Bild: Der ukrainische Präsident Wolodymyr Selensky bei seiner Rede vor dem französischen Parlament in Kyiv/Ukraine, 23.3.2022 (IMAGO / ZUMA Wire)
Für den Februar dieses Jahres hatte ich eine Forschungsreise in die Ukraine geplant. Ich bin an einem interdisziplinären Projekt zu den Herausforderungen für die liberale Werteordnung beteiligt und untersuche deren Implikationen für die Grenzen und Grenzregionen der Ukraine. Ziel meiner Reise war Charkiw, die zweitgrößte Stadt des Landes, 40 Kilometer von der russischen Grenze entfernt. Ich wollte auch Interviews in kleineren Grenzstädten der Region durchführen. Eine Covid-Welle in der Ukraine vereitelte den Plan, und ich hoffte, ihn im Frühjahr verwirklichen zu können.
Stattdessen sitze ich nun schon in der vierten Woche vor meinem Computer und verfolge den Krieg, den Putins Russland gegen die Ukraine entfesselt hat und der unendliches Leid über Millionen ukrainischer Familien bringt. Charkiw, ein blühendes Zentrum kulturellen und akademischen Lebens, eine Großstadt, deren Bevölkerung mehrheitlich russisch spricht, mein Geburtsort und die Heimat mehrerer Generationen meiner Familie, gleicht zunehmend Aleppo und ist nun halb leer. Allein per Bahn haben bis zum 8. März 600 000 Bewohner die Stadt verlassen.

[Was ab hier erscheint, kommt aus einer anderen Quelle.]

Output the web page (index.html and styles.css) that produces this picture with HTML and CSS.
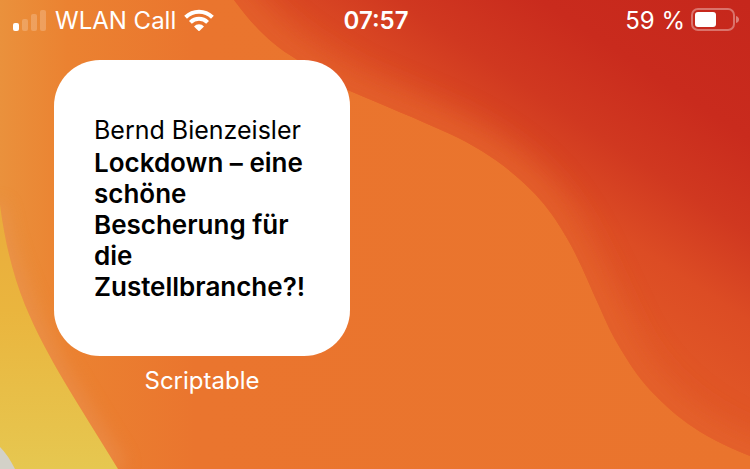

Während ich nicht aufhören kann, die schrecklichen Bilder anzuschauen, die die Geschichten meiner Großmutter aus dem Charkiw des Zweiten Weltkriegs wiederaufleben lassen, versuchen mich Charkiwer Freunde und Kollegen aus Lwiw, Krakau, Joensuu, Berlin oder irgendwelchen Dörfern nahe der ukrainisch-ungarischen Grenze zu erreichen.